Dadaşeni Kilisesi’nin dışında köyde bir köy kilise daha vardır. Köyün merkezinin 3 km kuzeyinde bulunan tek nefli bu kilisenin bir kısmı günümüze ulaşmıştır (10:180).

Dadaşeni köyünde ayrıca üç kale bulunmaktadır. Bunlardan biri olan ve köyün kuzey kısmında yer alan 122×60 m ebatlarındaki kale harç kullanılmadan inşa edilmiştir. Piskoposluk kilisenin içinde bulunduğu tepedeki kalenin günümüze kalıntıları ulaşmıştır. Bir başka kale köyün yaylasında bulunur. Moloz taşlardan inşa edilmiş olan kale önemli ölçüde ayaktadır. Köyün merkezinin 600 m güneybatısında, 22×18 m ebatlarında küçük bir kale daha bulunur.
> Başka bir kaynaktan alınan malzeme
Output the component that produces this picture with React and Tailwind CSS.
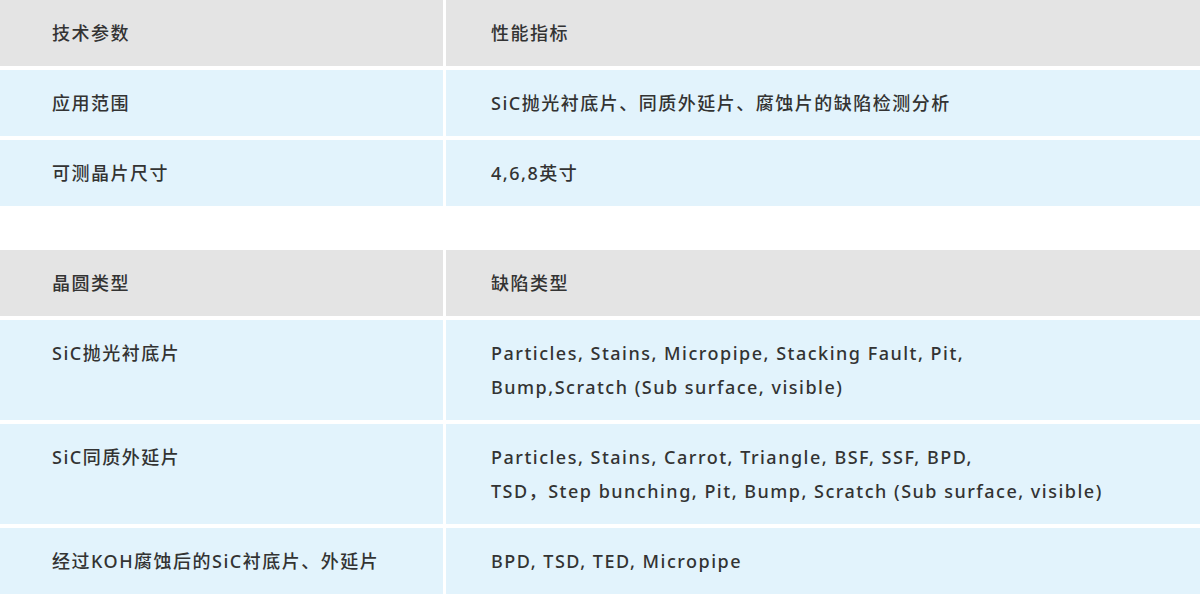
import React from "react";

const font = { fontFamily: '"Noto Sans", "Noto Sans CJK SC", sans-serif' };

const Cell = ({ children, head, right }) => (
  <div
    className={`${head ? "bg-[#e4e4e4]" : "bg-[#e2f3fc]"} ${
      right ? "pl-[45px]" : "pl-[52px]"
    } py-4 text-[18px] font-medium leading-[34px] tracking-[1.5px] text-[#333]`}
  >
    {children}
  </div>
);

const Table = ({ rows }) => (
  <div className="grid grid-cols-[443px_1fr] gap-x-[3px] gap-y-[4px]">
    {rows.map((r, i) => (
      <React.Fragment key={i}>
        <Cell head={i === 0}>{r[0]}</Cell>
        <Cell head={i === 0} right>
          {r[1]}
        </Cell>
      </React.Fragment>
    ))}
  </div>
);

const App = () => {
  const specs = [
    ["技术参数", "性能指标"],
    ["应用范围", "SiC抛光衬底片、同质外延片、腐蚀片的缺陷检测分析"],
    ["可测晶片尺寸", "4,6,8英寸"],
  ];
  const defects = [
    ["晶圆类型", "缺陷类型"],
    [
      "SiC抛光衬底片",
      <>
        Particles, Stains, Micropipe, Stacking Fault, Pit,
        <br />
        Bump,Scratch (Sub surface, visible)
      </>,
    ],
    [
      "SiC同质外延片",
      <>
        Particles, Stains, Carrot, Triangle, BSF, SSF, BPD,
        <br />
        TSD，Step bunching, Pit, Bump, Scratch (Sub surface, visible)
      </>,
    ],
    ["经过KOH腐蚀后的SiC衬底片、外延片", "BPD, TSD, TED, Micropipe"],
  ];

  return (
    <div className="w-[1200px] h-[594px] overflow-hidden bg-white" style={font}>
      <Table rows={specs} />
      <div className="h-[44px]" />
      <Table rows={defects} />
    </div>
  );
};

export default App;
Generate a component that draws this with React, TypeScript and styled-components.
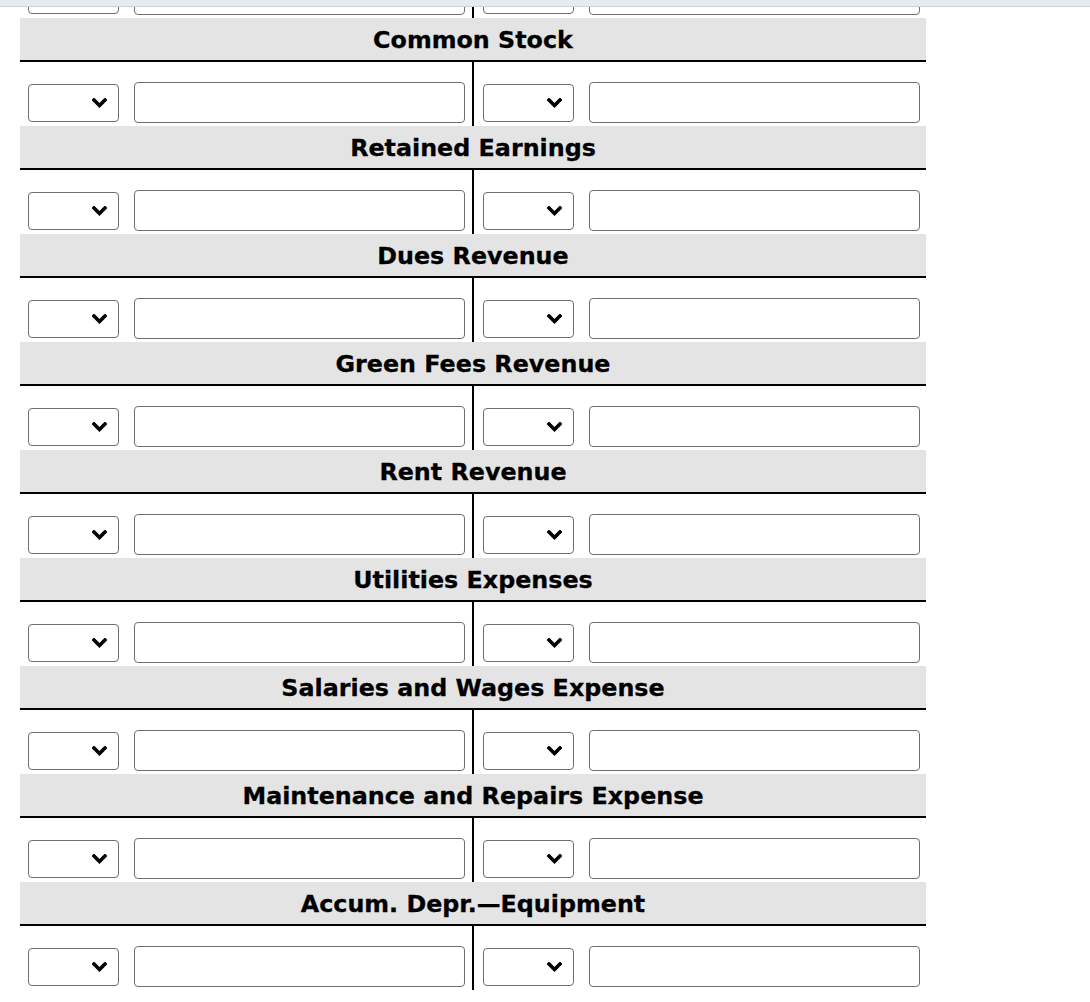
import React from "react";
import styled, { createGlobalStyle } from "styled-components";

const GlobalStyle = createGlobalStyle`
  html, body {
    margin: 0;
    padding: 0;
    background: #ffffff;
  }
  body {
    font-family: "DejaVu Sans", Verdana, sans-serif;
    color: #000;
  }
`;

const BrowserEdge = styled.div`
  position: fixed;
  top: 0;
  left: 0;
  right: 0;
  height: 6px;
  background: #e7eaee;
  border-bottom: 1px solid #cdd3da;
  z-index: 10;
`;

const Page = styled.div`
  width: 906px;
  padding-left: 20px;
  display: flex;
  flex-direction: column;
`;

const ClippedTop = styled.div`
  height: 18px;
  overflow: hidden;
  display: flex;
  flex-direction: column;
  justify-content: flex-end;
`;

const Header = styled.div`
  box-sizing: border-box;
  height: 44px;
  flex: 0 0 44px;
  background: #e4e4e4;
  border-bottom: 2px solid #000;
  display: flex;
  align-items: center;
  justify-content: center;
  font-family: "DejaVu Sans", Verdana, sans-serif;
  font-weight: bold;
  font-size: 23.8px;
  padding-top: 1px;
  white-space: nowrap;
  -webkit-text-stroke: 0.3px #000;
`;

const Row = styled.div`
  flex: 0 0 64px;
  height: 64px;
  display: flex;
`;

const Cell = styled.div<{ $left?: boolean }>`
  box-sizing: border-box;
  width: ${(p) => (p.$left ? "454px" : "452px")};
  height: 100%;
  display: flex;
  align-items: center;
  gap: 15px;
  padding: 20px 0 3px ${(p) => (p.$left ? "8px" : "9px")};
  border-right: ${(p) => (p.$left ? "2px solid #000" : "none")};
`;

const SelectWrap = styled.div`
  position: relative;
  width: 91px;
  height: 38px;
  flex: 0 0 91px;
`;

const Select = styled.select`
  appearance: none;
  -webkit-appearance: none;
  box-sizing: border-box;
  width: 100%;
  height: 100%;
  margin: 0;
  border: 1px solid #6e6e6e;
  border-radius: 4px;
  background: #fff;
  font-family: "DejaVu Sans", sans-serif;
  font-size: 14px;
  outline: none;
`;

const Chevron = styled.svg`
  position: absolute;
  right: 12px;
  top: 14px;
  pointer-events: none;
`;

const TextInput = styled.input`
  box-sizing: border-box;
  width: 331px;
  height: 41px;
  flex: 0 0 331px;
  margin: 0;
  border: 1px solid #6e6e6e;
  border-radius: 4px;
  background: #fff;
  font-family: "DejaVu Sans", sans-serif;
  font-size: 14px;
  outline: none;
`;

const Entry: React.FC = () => (
  <>
    <SelectWrap>
      <Select defaultValue="">
        <option value=""></option>
      </Select>
      <Chevron width="15" height="11" viewBox="0 0 15 11">
        <polyline
          points="2,2 7.5,7.5 13,2"
          fill="none"
          stroke="#000"
          strokeWidth="3.6"
          strokeLinecap="square"
        />
      </Chevron>
    </SelectWrap>
    <TextInput type="text" />
  </>
);

const EntryRow: React.FC = () => (
  <Row>
    <Cell $left>
      <Entry />
    </Cell>
    <Cell>
      <Entry />
    </Cell>
  </Row>
);

const accounts = [
  "Common Stock",
  "Retained Earnings",
  "Dues Revenue",
  "Green Fees Revenue",
  "Rent Revenue",
  "Utilities Expenses",
  "Salaries and Wages Expense",
  "Maintenance and Repairs Expense",
  "Accum. Depr.\u2014Equipment",
];

export default function App() {
  return (
    <>
      <GlobalStyle />
      <BrowserEdge />
      <Page>
        <ClippedTop>
          <EntryRow />
        </ClippedTop>
        {accounts.map((name) => (
          <React.Fragment key={name}>
            <Header>{name}</Header>
            <EntryRow />
          </React.Fragment>
        ))}
      </Page>
    </>
  );
}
Bu kaleden de geriye yıkıntılar kalmıştır (10:323).
KAYNAKÇA:
1. ^ Defter-i Mufassal-i Vilayet-i Gürcistan (Osmanlıca ve Gürcüce), (Yayımlayan) Sergi Cikia, Tiflis, 1941-1958, 3 cilt.
2. ^ Ekvtime Takaişvili, 1907 Yılı Kola-Oltisi ve Çangli’de Arkeolojik Araştırmalar Gezisi (Gürcüce), Paris, 1938.
3. ^ “Göle kazası (1886 Yılı)” (Rusça).
4. ^ Konstantine Martvileli, “Ardahan Bölgesinde” (Gürcüce), Sakartvelo gazetesi, 10 Ekim 1917, sayı. 222.
5. ^ Son Teşkilat-i Mülkiyede Köylerimizin Adları (Osmanlıca), İstanbul, 1928.
6. ^ 1940 Genel Nüfus Sayımı.
7. ^ Candan Badem, Çarlık Yönetiminde Kars, Ardahan, Artvin, İstanbul, 2018.
8. ^ 1935 Genel Nüfus Sayımı, İstanbul, 1937.
9. ^ Mustafa Kemal Atatürk, Nutuk, İstanbul, 1934, 2. cilt.
10. ^ Tao-Klarceti – Tarihsel ve Kültürel Anıtlar Kataloğu (Gürcüce), (Editör) Buba Kudava, (Yazarlar) Nestan Bagauri, Zurab Batiaşvili, İrma Beridze, Buba Kudava, Nikoloz Jğenti, Goça Saitidze, Natia Hizanişvili, Tiflis, 2018.
11. ^ 2014 Yılı Tao-Klarceti Tarihi Eserleri Araştırma Gezisi Sonuçları (Gürcüce), Tiflis, 2015.